Year 9 students were required to achieve minimum NAPLAN band 8 in literacy and numeracy in order to "prequalify" for the HSC that they would sit in another four years. As predicted, more than half of year 9 students failed to meet the minimum standards in 2017. Thank goodness this Government listened to the Labor Opposition—and in particular our shadow Minister, Jihad Dib—and dumped the policy. The teaching profession has been in the news lately because of fairly ignorant and unhelpful comments by Federal Liberal member of Parliament Andrew Laming.
Mr Laming wondered aloud on his Facebook page where all the teachers were in January, when students were away for the summer holiday. The implication seemed to be that they were off bludging and not working. Many teachers in the Blue Mountains were upset by the statement. This breathtaking ignorance would be funny if it were not so fundamentally disrespectful. It is an oft-repeated claim that the best thing about teaching is the holidays. The only people who make such a claim are those who have not set foot in a classroom or a schoolyard since the last day of their own schooling.
Teachers are at work before most parents have left the house. That means they have to get their own kids ready and out the door early as well. Most teachers work through their lunch break and every teacher must do hours upon hours of unpaid lesson planning, marking, excursions and after-school activities. On top of that, a teacher must be expert in their subject matter, act as an accidental counsellor of distressed or unhappy students— and often their parents—who bring with them to school the baggage of their home lives. Teachers also work as unofficial bureaucrats on behalf of the Department of Education, doing usually unpaid, busy work and administravia that falls well outside their remit as educators.

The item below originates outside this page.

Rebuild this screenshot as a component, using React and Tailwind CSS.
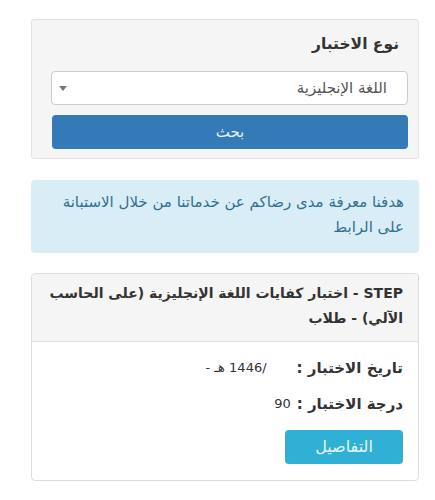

A recent University of Sydney study of 18,000 public school teachers and principals across New South Wales found that 97.3 per cent reported an increase in administration duties over the past five years and that more than 95 per cent were spending more time on analysing and reporting data. That goes back to the pointlessness and, in fact, the counterproductivity of NAPLAN. Instead of educating students, teachers are enslaved to a bureaucracy that prioritises everything other than students' learning. A Blue Mountains constituent, himself a teaching veteran of some 34 years, contacted me recently to express his frustration at the workload that he and his son, who is also a teacher, face. He said:
I have been a teacher for 34 years and I have never thought of resigning until now. The workload, stress and hours I am doing is taking a huge toll on my health and my relationship with my family. However, I feel trapped. Who is going to employ a 56-year‑old teacher who wants a career change?
He goes on to say:
My son is a young high school teacher who is four years out of university. He said to me that he doesn't know how long he can sustain the stress of his job. He is considering an exit from teaching after four years. The education system will lose him. It's a real shame to see many young and talented teachers leave the profession because of intense workloads. The real core of teaching is being overrun by useless paperwork that does not improve the outcomes for students. The pressure placed on us by our principals has now become a real work health and safety issue. The stress is literally unbearable for most of us, as you are well aware.
Tonight I give voice to my teaching colleagues' concerns and angst.